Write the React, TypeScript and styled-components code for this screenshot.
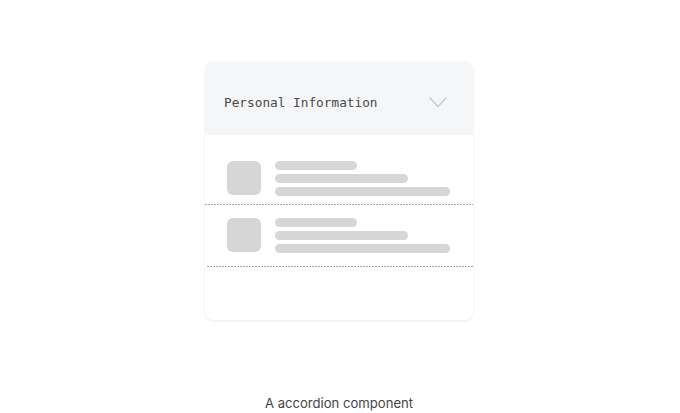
import React from 'react';
import styled, { createGlobalStyle } from 'styled-components';

const GlobalStyle = createGlobalStyle`
  html, body {
    margin: 0;
    padding: 0;
    background: #ffffff;
  }
`;

const Page = styled.div`
  width: 680px;
  height: 413px;
  display: flex;
  flex-direction: column;
  align-items: center;
  padding: 62px 2px 0 0;
  box-sizing: border-box;
`;

const Card = styled.div`
  width: 268px;
  height: 258px;
  border-radius: 8px;
  background: #ffffff;
  box-shadow: 0 1px 3px rgba(0, 0, 0, 0.08), 0 0 1px rgba(0, 0, 0, 0.05);
  overflow: hidden;
  display: flex;
  flex-direction: column;
`;

const Header = styled.div`
  height: 73px;
  flex-shrink: 0;
  box-sizing: border-box;
  padding: 7px 26px 0 19px;
  display: flex;
  align-items: center;
  justify-content: space-between;
  background: #f5f6f7;
`;

const Title = styled.span`
  font-family: 'DejaVu Sans Mono', 'Liberation Mono', monospace;
  font-size: 12.75px;
  color: #4a4a4a;
`;

const Body = styled.div`
  padding-top: 26px;
  display: flex;
  flex-direction: column;
`;

const Row = styled.div<{ $top: number; $bottom: number }>`
  display: flex;
  gap: 14px;
  padding: ${({ $top }) => $top}px 22px ${({ $bottom }) => $bottom}px 22px;
`;

const Divider = styled.div<{ $shift?: number }>`
  height: 1px;
  margin-left: ${({ $shift }) => $shift ?? 0}px;
  background-image: repeating-linear-gradient(
    to right,
    #a6a6a6 0,
    #a6a6a6 2px,
    transparent 2px,
    transparent 3px
  );
`;

const Thumb = styled.div`
  width: 34px;
  height: 34px;
  border-radius: 6px;
  background: #d6d6d6;
  flex-shrink: 0;
`;

const Lines = styled.div`
  display: flex;
  flex-direction: column;
  gap: 4px;
`;

const Bar = styled.div<{ $w: number }>`
  width: ${({ $w }) => $w}px;
  height: 9px;
  border-radius: 5px;
  background: #d6d6d6;
`;

const Caption = styled.div`
  margin-top: 75px;
  font-family: Inter, 'Liberation Sans', sans-serif;
  font-size: 13.1px;
  color: #444444;
`;

function Chevron() {
  return (
    <svg width="18" height="11" viewBox="0 0 18 11" fill="none">
      <polyline
        points="1,1 9,9.5 17,1"
        stroke="#c9c9c9"
        strokeWidth="1.4"
        strokeLinecap="round"
        strokeLinejoin="round"
      />
    </svg>
  );
}

function Item({ top, bottom }: { top: number; bottom: number }) {
  return (
    <Row $top={top} $bottom={bottom}>
      <Thumb />
      <Lines>
        <Bar $w={82} />
        <Bar $w={133} />
        <Bar $w={175} />
      </Lines>
    </Row>
  );
}

export default function App() {
  return (
    <>
      <GlobalStyle />
      <Page>
        <Card>
          <Header>
            <Title>Personal Information</Title>
            <Chevron />
          </Header>
          <Body>
            <Item top={0} bottom={8} />
            <Divider />
            <Item top={13} bottom={13} />
            <Divider $shift={2} />
          </Body>
        </Card>
        <Caption>A accordion component</Caption>
      </Page>
    </>
  );
}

• **Problem description**
Repeat the data above exactly, but not the pictures.

• **Solution to this task**
Write the React, TypeScript and styled-components code for this screenshot.
import React from 'react';
import styled, { createGlobalStyle } from 'styled-components';

const GlobalStyle = createGlobalStyle`
  html, body {
    margin: 0;
    padding: 0;
    background: #ffffff;
  }
`;

const Page = styled.div`
  width: 680px;
  height: 413px;
  display: flex;
  flex-direction: column;
  align-items: center;
  padding: 62px 2px 0 0;
  box-sizing: border-box;
`;

const Card = styled.div`
  width: 268px;
  height: 258px;
  border-radius: 8px;
  background: #ffffff;
  box-shadow: 0 1px 3px rgba(0, 0, 0, 0.08), 0 0 1px rgba(0, 0, 0, 0.05);
  overflow: hidden;
  display: flex;
  flex-direction: column;
`;

const Header = styled.div`
  height: 73px;
  flex-shrink: 0;
  box-sizing: border-box;
  padding: 7px 26px 0 19px;
  display: flex;
  align-items: center;
  justify-content: space-between;
  background: #f5f6f7;
`;

const Title = styled.span`
  font-family: 'DejaVu Sans Mono', 'Liberation Mono', monospace;
  font-size: 12.75px;
  color: #4a4a4a;
`;

const Body = styled.div`
  padding-top: 26px;
  display: flex;
  flex-direction: column;
`;

const Row = styled.div<{ $top: number; $bottom: number }>`
  display: flex;
  gap: 14px;
  padding: ${({ $top }) => $top}px 22px ${({ $bottom }) => $bottom}px 22px;
`;

const Divider = styled.div<{ $shift?: number }>`
  height: 1px;
  margin-left: ${({ $shift }) => $shift ?? 0}px;
  background-image: repeating-linear-gradient(
    to right,
    #a6a6a6 0,
    #a6a6a6 2px,
    transparent 2px,
    transparent 3px
  );
`;

const Thumb = styled.div`
  width: 34px;
  height: 34px;
  border-radius: 6px;
  background: #d6d6d6;
  flex-shrink: 0;
`;

const Lines = styled.div`
  display: flex;
  flex-direction: column;
  gap: 4px;
`;

const Bar = styled.div<{ $w: number }>`
  width: ${({ $w }) => $w}px;
  height: 9px;
  border-radius: 5px;
  background: #d6d6d6;
`;

const Caption = styled.div`
  margin-top: 75px;
  font-family: Inter, 'Liberation Sans', sans-serif;
  font-size: 13.1px;
  color: #444444;
`;

function Chevron() {
  return (
    <svg width="18" height="11" viewBox="0 0 18 11" fill="none">
      <polyline
        points="1,1 9,9.5 17,1"
        stroke="#c9c9c9"
        strokeWidth="1.4"
        strokeLinecap="round"
        strokeLinejoin="round"
      />
    </svg>
  );
}

function Item({ top, bottom }: { top: number; bottom: number }) {
  return (
    <Row $top={top} $bottom={bottom}>
      <Thumb />
      <Lines>
        <Bar $w={82} />
        <Bar $w={133} />
        <Bar $w={175} />
      </Lines>
    </Row>
  );
}

export default function App() {
  return (
    <>
      <GlobalStyle />
      <Page>
        <Card>
          <Header>
            <Title>Personal Information</Title>
            <Chevron />
          </Header>
          <Body>
            <Item top={0} bottom={8} />
            <Divider />
            <Item top={13} bottom={13} />
            <Divider $shift={2} />
          </Body>
        </Card>
        <Caption>A accordion component</Caption>
      </Page>
    </>
  );
}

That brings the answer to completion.